Art: Give my regards to 'Wonderland'

2008-11-28 00:00

“I am not afraid.” It’s a beautiful phrase that pops up defiantly and sporadically all over global pop culture, from skate to rock, from fashion to hip hop. It’s invariably an expression of outsiderism and, precisely because it’s not the kind of phrase that the mainstream consumer media are likely to appropriate, it’s usually an authentic, emotionally stirring sentiment.

It’s a phrase that also appears on the back cover of the catalogue for the exhibition for photographic artist Lolo Veleko’s exhibition “Wonderland”, which she produced as Standard Bank Young Artist of the Year and which opened at the Durban Art Gallery on Thursday night. And truly, Lolo Veleko is not afraid. “Wonderland” constitutes a gloriously open-ended paean to the bravery of being defiantly one’s self.

Graffiti, clouds, incidental landscapes of the heart: “Wonderland”, suggests Veleko, both is and isn’t a place. And at the shimmering centre of Veleko’s fluid, technicoloured world are a series of portraits of young South Africans from Cape Town, Durban and Jozi, all radiating an idiosyncratic style that could come from nowhere but the periphery of contemporary South Africa.

These beautifully dressed young people might look like hip young things in the context of the fashion photograph. But think for a second about the possible home lives of these stylish dressers. South Africa is a place of great freedom, but it’s also a place of great repression and a profound conservatism.

Then there is the fact that clothing has always played a special role in South Africa, particularly for the country’s working class.

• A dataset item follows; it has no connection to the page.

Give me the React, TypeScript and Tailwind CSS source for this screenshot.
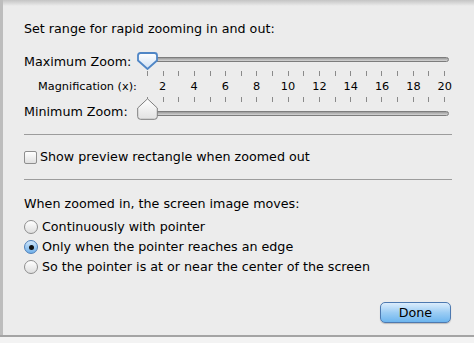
import React from 'react';

const ticks = Array.from({ length: 20 }, (_, i) => i + 1);

function Ticks() {
  return (
    <div className="ml-[123px] w-[298px] h-[5px] flex justify-between">
      {ticks.map(t => (
        <div key={t} className="w-px h-full bg-[#8a8a8a]" />
      ))}
    </div>
  );
}

function Track() {
  return (
    <div className="ml-[11px] w-[301px] h-[5px] rounded-full border border-[#7d7d7d] bg-gradient-to-b from-[#9a9a9a] to-[#d6d6d6]" />
  );
}

function MaxThumb() {
  return (
    <svg width="21" height="18" viewBox="0 0 21 18" className="absolute left-0 top-0">
      <defs>
        <linearGradient id="bt" x1="0" y1="0" x2="0" y2="1">
          <stop offset="0" stopColor="#ffffff" />
          <stop offset="1" stopColor="#cfe0f3" />
        </linearGradient>
      </defs>
      <path
        d="M3.5 1 H17.5 Q20 1 20 3.5 V8.5 L10.5 17 L1 8.5 V3.5 Q1 1 3.5 1 Z"
        fill="url(#bt)"
        stroke="#4f86c6"
        strokeWidth="1.8"
      />
    </svg>
  );
}

function MinThumb() {
  return (
    <svg width="21" height="22" viewBox="0 0 21 22" className="absolute left-0 top-[-4px]">
      <defs>
        <linearGradient id="wt" x1="0" y1="0" x2="0" y2="1">
          <stop offset="0" stopColor="#ffffff" />
          <stop offset="1" stopColor="#e2e2e2" />
        </linearGradient>
      </defs>
      <path
        d="M10.5 0.8 L20.3 10 V18.5 Q20.3 21.3 17.5 21.3 H3.5 Q0.7 21.3 0.7 18.5 V10 Z"
        fill="url(#wt)"
        stroke="#7e7e7e"
        strokeWidth="1"
      />
    </svg>
  );
}

function Radio({ checked }: { checked?: boolean }) {
  return (
    <div
      className={`w-[14px] h-[14px] rounded-full border flex items-center justify-center shrink-0 ${
        checked
          ? 'border-[#4f7fb8] bg-gradient-to-b from-[#cfe6fa] to-[#6fb0ea]'
          : 'border-[#8e8e8e] bg-gradient-to-b from-[#ffffff] to-[#dedede]'
      }`}
    >
      {checked && <div className="w-[5px] h-[5px] rounded-full bg-[#111]" />}
    </div>
  );
}

export default function App() {
  return (
    <div className="w-[474px] h-[343px] overflow-hidden bg-[#bdbdbd] flex flex-col font-['DejaVu_Sans',sans-serif] text-black">
      <div className="ml-[3px] w-[471px] h-[335px] bg-[#ececec] flex flex-col shrink-0">
        <div className="h-[6px] bg-gradient-to-b from-[#c4c4c4] to-[#ececec]" />

        <div className="pl-[21px] flex flex-col">
          <div className="mt-[15px] h-[16px] leading-[16px] text-[12.7px]">
            Set range for rapid zooming in and out:
          </div>

          {/* Maximum zoom */}
          <div className="mt-[15px] h-[18px] flex items-center">
            <div className="w-[113px] text-[12.7px] leading-[16px] pt-[2px]">Maximum Zoom:</div>
            <div className="relative w-[315px] h-[18px] pt-[5px]">
              <Track />
              <MaxThumb />
            </div>
          </div>

          <div className="mt-[1px]">
            <Ticks />
          </div>

          <div className="mt-[4px] h-[14px] flex items-center">
            <div className="w-[113px] pl-[14px] text-[11.3px] leading-[14px]">Magnification (x):</div>
            <div className="ml-[10px] w-[298px] flex justify-between">
              {ticks.map(t => (
                <div key={t} className="w-0 flex justify-center">
                  {t % 2 === 0 && (
                    <span className="text-[11.3px] leading-[14px] whitespace-nowrap">{t}</span>
                  )}
                </div>
              ))}
            </div>
          </div>

          <div className="mt-[3px]">
            <Ticks />
          </div>

          {/* Minimum zoom */}
          <div className="h-[20px] flex items-center">
            <div className="w-[113px] text-[12.7px] leading-[16px]">Minimum Zoom:</div>
            <div className="relative w-[315px] h-[20px] pt-[9px]">
              <Track />
              <MinThumb />
            </div>
          </div>

          <div className="mt-[12px] w-[428px] h-px bg-[#9c9c9c]" />

          <div className="mt-[14px] h-[16px] flex items-center gap-[3px]">
            <div className="w-[13px] h-[13px] rounded-[2px] border border-[#8e8e8e] bg-gradient-to-b from-[#ffffff] to-[#e0e0e0]" />
            <span className="text-[12.7px] leading-[16px]">Show preview rectangle when zoomed out</span>
          </div>

          <div className="mt-[14px] w-[428px] h-px bg-[#9c9c9c]" />

          <div className="mt-[16px] h-[16px] leading-[16px] text-[12.7px]">
            When zoomed in, the screen image moves:
          </div>

          <div className="mt-[5px] flex flex-col">
            <div className="h-[20px] flex items-center gap-[4px]">
              <Radio />
              <span className="text-[12.7px] leading-[16px]">Continuously with pointer</span>
            </div>
            <div className="h-[20px] flex items-center gap-[4px]">
              <Radio checked />
              <span className="text-[12.7px] leading-[16px]">Only when the pointer reaches an edge</span>
            </div>
            <div className="h-[20px] flex items-center gap-[4px]">
              <Radio />
              <span className="text-[12.7px] leading-[16px]">So the pointer is at or near the center of the screen</span>
            </div>
          </div>
        </div>

        <div className="mt-[25px] pl-[377px] flex">
          <div className="w-[71px] h-[21px] shrink-0 rounded-[5px] border border-[#4d79b0] bg-gradient-to-b from-[#dcedfc] via-[#9ccdf4] to-[#6cb5ee] flex items-center justify-center text-[12.7px] leading-[16px] shadow-[0_1px_1px_rgba(0,0,0,0.2)]">
            Done
          </div>
        </div>
      </div>
      <div className="flex-1 border-t-2 border-[#a4a4a4] bg-[#f3f3f3]" />
    </div>
  );
}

Given the temporary nature of material possessions for working class South Africans, both under the forced evictions of apartheid and the forced evictions of so many in 21st century liberated South Africa, the shoes you wear, the shirt you put on your back — these become prime expressions of identity for many. Veleko’s portraits exist in the face of this acquisitive culture. The coolest kids at Veleko’s party are always wearing the weirdest clothes. This is not mall culture, but the culture of the self reflected through a world that too often exists in opposition to it. And the result is spirited and heart-warmingly beautiful.

I have heard one or two criticisms that Veleko’s work is too European. And, in truth, her work does fit into the same loose genre as that produced by American and particularly European cutting edge culture mags such as Trace and Dazed&Confused. In these magazines, fashion is often presented as documentary, and more to the point, often is documentary. But the style is one that was heavily influenced by African street photography, and if anything, Veleko is only reappropriating a tradition that has its roots in the streets of the continent. And, unlike the culture mags, she is not concerned with the culture of cool.

Veleko is aware of the charges levelled at her. A stand-out work in the exhibition features words in a digital scrawl layered over a photographic image. These words include “the art sweety of the moment”. But perhaps when you’re capable of finding such a wonderful “Wonderland” in contemporary South Africa, where so many see dark skies, such insults hardly matter.

• ‘Wonderland’ runs until January 18.